Within the OECD/G20, in the framework of its BEPS action plan, there is a general consensus to introduce the following mandatory three-tiered transfer pricing documentation obligation for multinational enterprises (MNEs) a consolidated turnover of at least EUR 750 million:

  • A “Country-by-Country Report” which provides aggregate jurisdiction-wide information on the global allocation of the MNE’s income, taxes paid, stated capital and accumulated earnings, the number of employees, and other information showing the location of the economic activity within the MNE. This information must include all tax jurisdictions where the MNE has an entity resident for tax purposes, regardless of the size of the business operations in a country;
  • A “Masterfile” which has to provide a highlevel overview of the group’s global business operations and transfer pricing policies, which should in principle be available to each country so the local tax authorities can have an appropriate overview of the group’s global business;
  • “Local Country files” in the different countries where the MNE is active, which have to include detailed information on specific group transactions that are considered material under the local country’s tax system.
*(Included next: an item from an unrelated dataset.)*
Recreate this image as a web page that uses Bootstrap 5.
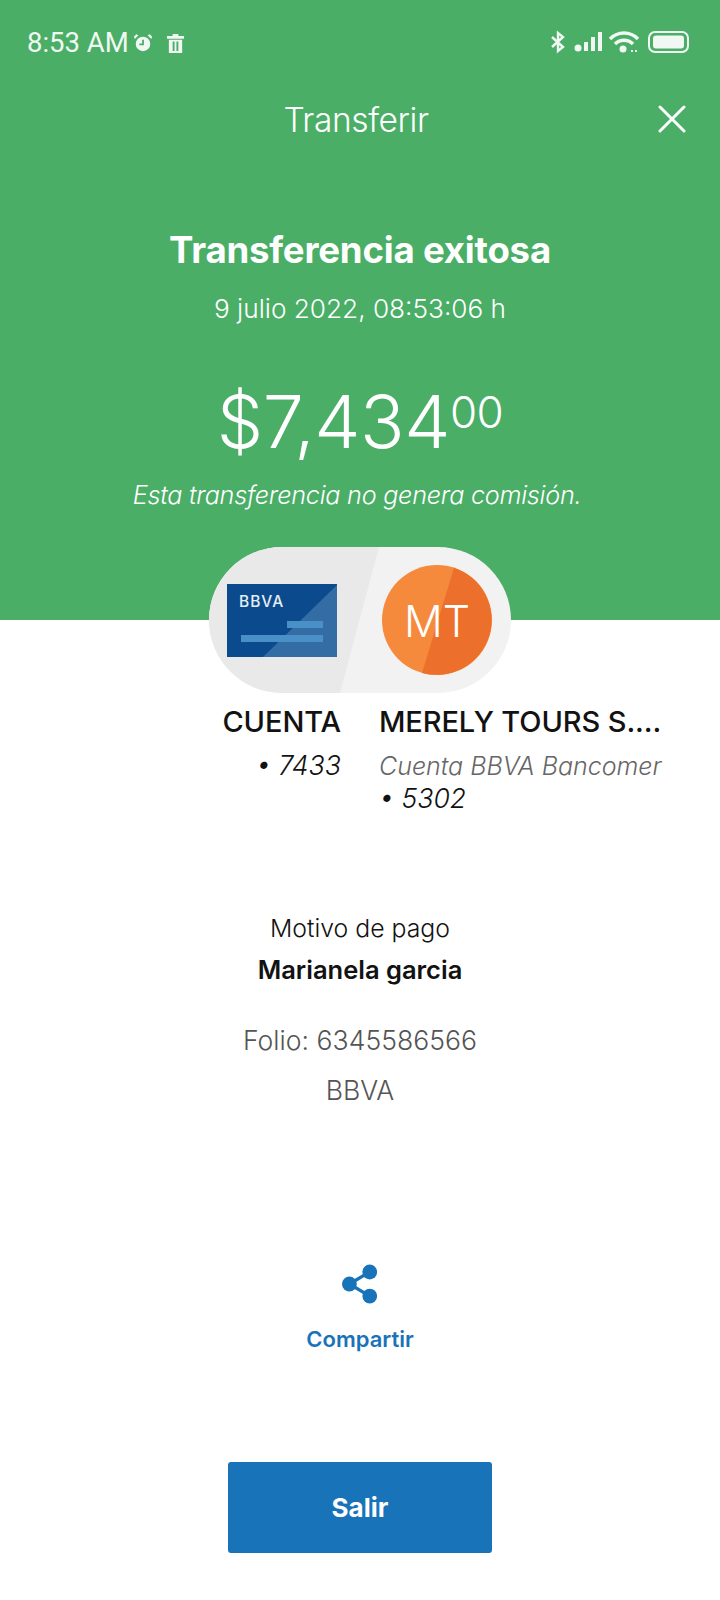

Following the finalisation of the OECD’s BEPSaction plan, the Belgian Finance Minister provided more insight in its policy note of 3 December 2015 on combatting tax fraud, on the implementation into Belgian tax law of the transfer pricing documentation requirements and other BEPS related measures.
Based on this policy note, it can be concluded that Belgium intends to integrate the following transfer pricing obligations into Belgian tax law:

  • The obligation to enclose a Country-by-Country Report with the corporate income tax return for Belgian parent companies of MNEs with a consolidated turnover of at least EUR 750 million.
  • The obligation to report cross-border intragroup transactions in a separate enclosure (mandatory form) with the corporate income tax return if these exceed EUR 500,000 in total.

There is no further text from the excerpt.